- CHALLENGE -
Set out every line bearing the string "styles".

++++

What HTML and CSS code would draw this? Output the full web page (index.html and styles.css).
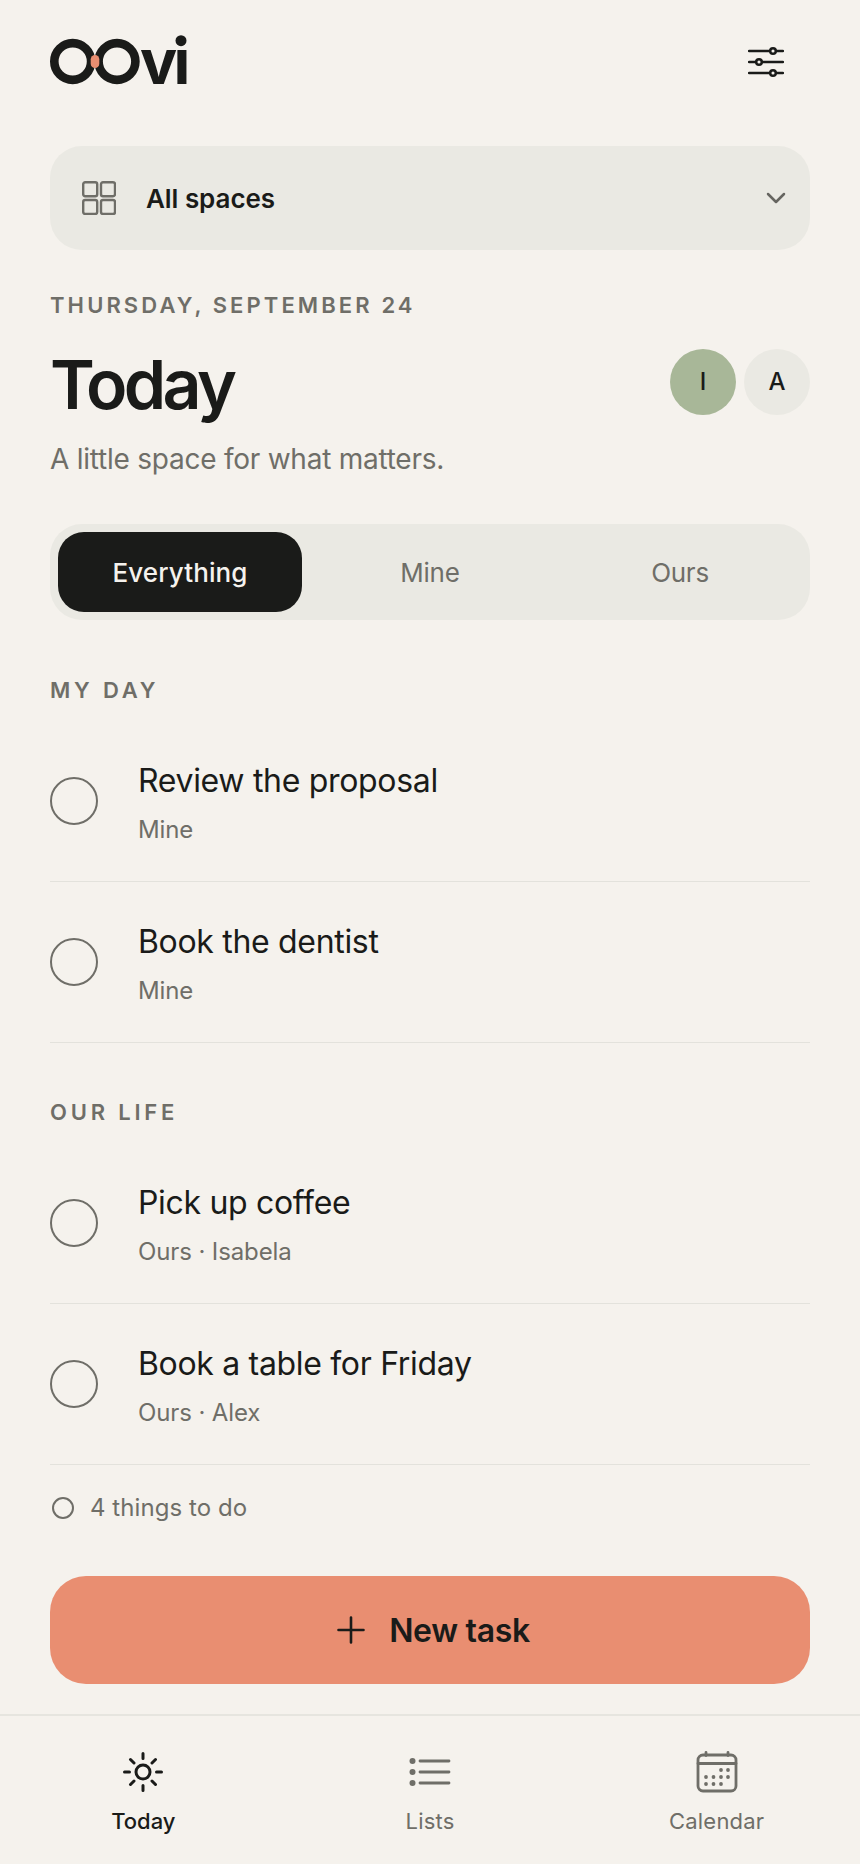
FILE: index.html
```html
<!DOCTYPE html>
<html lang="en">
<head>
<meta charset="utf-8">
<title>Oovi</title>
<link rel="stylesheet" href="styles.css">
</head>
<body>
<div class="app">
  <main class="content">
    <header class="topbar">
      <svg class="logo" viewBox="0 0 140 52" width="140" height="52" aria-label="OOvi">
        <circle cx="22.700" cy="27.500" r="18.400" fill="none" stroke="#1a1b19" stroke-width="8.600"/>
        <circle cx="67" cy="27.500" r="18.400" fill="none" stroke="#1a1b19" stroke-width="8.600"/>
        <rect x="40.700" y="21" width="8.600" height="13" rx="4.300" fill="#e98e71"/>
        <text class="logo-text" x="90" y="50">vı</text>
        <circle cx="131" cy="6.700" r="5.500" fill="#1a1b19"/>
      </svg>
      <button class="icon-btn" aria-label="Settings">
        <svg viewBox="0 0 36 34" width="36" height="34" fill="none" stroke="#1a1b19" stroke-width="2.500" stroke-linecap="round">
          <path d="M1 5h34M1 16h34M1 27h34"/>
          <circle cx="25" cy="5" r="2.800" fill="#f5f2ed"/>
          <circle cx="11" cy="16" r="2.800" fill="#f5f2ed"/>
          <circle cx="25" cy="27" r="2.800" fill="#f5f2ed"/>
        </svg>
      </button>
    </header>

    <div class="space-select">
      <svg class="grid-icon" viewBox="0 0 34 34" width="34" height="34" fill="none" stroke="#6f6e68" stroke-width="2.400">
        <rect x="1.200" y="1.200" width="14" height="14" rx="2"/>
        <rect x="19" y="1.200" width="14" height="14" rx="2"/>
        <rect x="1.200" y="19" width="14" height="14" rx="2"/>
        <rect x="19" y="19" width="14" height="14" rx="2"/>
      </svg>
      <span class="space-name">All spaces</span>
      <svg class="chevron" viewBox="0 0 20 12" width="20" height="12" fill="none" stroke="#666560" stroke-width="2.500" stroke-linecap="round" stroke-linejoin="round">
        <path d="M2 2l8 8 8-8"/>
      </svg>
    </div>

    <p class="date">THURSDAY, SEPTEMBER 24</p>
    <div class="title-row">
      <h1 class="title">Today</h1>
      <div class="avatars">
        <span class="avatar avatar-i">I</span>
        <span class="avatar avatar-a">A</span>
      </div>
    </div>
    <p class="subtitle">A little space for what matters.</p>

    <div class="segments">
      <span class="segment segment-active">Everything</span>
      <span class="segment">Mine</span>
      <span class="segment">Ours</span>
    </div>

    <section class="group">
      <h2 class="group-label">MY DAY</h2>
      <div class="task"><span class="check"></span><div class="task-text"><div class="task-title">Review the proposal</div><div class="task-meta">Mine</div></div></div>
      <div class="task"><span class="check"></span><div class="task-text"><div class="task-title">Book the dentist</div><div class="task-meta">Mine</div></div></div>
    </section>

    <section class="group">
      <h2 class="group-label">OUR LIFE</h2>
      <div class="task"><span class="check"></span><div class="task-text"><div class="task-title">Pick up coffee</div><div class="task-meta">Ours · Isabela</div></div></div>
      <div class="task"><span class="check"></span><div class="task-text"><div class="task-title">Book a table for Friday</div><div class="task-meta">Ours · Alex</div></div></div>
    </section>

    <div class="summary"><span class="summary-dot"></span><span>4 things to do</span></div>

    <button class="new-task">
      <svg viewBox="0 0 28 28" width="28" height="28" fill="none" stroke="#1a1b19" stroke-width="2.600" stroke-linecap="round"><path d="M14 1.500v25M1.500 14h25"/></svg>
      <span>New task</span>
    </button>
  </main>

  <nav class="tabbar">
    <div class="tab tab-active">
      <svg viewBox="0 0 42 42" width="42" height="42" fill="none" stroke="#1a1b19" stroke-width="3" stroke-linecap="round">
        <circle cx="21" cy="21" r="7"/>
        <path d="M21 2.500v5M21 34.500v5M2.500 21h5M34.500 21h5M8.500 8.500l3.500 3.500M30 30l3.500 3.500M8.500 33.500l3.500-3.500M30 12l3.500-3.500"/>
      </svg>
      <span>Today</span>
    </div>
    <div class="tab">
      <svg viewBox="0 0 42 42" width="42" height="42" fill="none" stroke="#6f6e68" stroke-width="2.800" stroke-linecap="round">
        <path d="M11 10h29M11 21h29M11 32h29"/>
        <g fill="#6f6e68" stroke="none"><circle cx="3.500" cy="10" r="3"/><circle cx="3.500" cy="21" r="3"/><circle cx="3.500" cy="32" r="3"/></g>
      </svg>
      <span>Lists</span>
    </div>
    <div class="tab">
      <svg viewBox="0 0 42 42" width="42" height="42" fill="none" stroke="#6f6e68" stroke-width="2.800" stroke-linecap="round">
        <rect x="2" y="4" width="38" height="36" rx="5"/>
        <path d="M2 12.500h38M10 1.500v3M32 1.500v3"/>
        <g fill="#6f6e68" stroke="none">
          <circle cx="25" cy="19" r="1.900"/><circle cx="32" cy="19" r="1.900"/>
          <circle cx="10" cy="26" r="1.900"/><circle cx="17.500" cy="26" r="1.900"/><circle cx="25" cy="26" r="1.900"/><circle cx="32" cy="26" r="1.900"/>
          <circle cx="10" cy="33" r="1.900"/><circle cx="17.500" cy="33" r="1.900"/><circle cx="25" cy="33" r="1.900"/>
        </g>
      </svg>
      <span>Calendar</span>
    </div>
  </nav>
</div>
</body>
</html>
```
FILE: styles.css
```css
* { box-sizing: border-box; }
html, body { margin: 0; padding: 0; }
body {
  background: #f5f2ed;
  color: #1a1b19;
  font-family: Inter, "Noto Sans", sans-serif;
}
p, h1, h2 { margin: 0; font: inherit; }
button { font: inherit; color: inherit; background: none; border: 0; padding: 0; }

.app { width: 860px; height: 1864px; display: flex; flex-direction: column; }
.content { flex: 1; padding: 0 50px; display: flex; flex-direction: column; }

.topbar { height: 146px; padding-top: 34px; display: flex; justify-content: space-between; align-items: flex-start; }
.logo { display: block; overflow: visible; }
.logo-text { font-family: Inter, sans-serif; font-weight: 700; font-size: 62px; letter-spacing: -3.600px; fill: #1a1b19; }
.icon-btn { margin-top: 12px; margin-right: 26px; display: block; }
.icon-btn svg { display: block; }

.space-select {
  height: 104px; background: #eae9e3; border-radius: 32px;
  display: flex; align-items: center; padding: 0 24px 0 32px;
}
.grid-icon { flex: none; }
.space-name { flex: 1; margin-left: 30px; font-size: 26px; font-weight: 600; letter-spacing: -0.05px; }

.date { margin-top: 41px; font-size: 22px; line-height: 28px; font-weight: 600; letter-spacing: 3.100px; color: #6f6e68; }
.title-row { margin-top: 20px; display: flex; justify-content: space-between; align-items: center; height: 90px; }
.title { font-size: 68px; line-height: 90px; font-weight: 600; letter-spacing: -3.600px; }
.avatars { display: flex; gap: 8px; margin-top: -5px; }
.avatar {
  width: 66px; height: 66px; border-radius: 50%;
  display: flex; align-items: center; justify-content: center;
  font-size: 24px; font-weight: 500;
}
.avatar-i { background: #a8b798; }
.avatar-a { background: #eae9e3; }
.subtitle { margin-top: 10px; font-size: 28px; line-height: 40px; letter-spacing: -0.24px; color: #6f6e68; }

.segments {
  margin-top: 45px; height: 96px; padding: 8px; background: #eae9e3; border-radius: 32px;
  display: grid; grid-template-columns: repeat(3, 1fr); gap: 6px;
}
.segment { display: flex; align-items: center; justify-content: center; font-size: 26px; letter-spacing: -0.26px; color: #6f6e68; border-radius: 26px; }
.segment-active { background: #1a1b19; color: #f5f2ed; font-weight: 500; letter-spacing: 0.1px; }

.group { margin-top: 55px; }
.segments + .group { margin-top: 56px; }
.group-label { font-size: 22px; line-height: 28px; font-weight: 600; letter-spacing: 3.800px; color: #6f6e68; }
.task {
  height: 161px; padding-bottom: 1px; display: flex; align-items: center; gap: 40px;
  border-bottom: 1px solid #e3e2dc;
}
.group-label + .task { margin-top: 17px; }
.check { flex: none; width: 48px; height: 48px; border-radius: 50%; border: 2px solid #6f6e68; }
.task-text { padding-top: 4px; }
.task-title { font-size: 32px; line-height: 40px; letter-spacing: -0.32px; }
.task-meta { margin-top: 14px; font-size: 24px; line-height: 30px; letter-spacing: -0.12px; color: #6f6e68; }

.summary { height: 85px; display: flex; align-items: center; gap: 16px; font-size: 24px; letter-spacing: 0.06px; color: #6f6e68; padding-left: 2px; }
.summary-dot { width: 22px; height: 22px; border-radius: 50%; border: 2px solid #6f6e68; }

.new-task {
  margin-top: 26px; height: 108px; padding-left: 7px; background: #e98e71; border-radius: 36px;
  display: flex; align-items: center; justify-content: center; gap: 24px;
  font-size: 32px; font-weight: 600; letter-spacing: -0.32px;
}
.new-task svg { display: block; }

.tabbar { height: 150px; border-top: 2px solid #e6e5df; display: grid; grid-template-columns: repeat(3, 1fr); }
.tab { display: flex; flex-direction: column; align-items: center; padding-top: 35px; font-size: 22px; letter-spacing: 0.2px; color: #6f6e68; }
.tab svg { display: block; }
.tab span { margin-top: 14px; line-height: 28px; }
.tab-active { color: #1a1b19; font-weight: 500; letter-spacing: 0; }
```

++++

- CORRECT ANSWER -
What HTML and CSS code would draw this? Output the full web page (index.html and styles.css).
<link rel="stylesheet" href="styles.css">
FILE: styles.css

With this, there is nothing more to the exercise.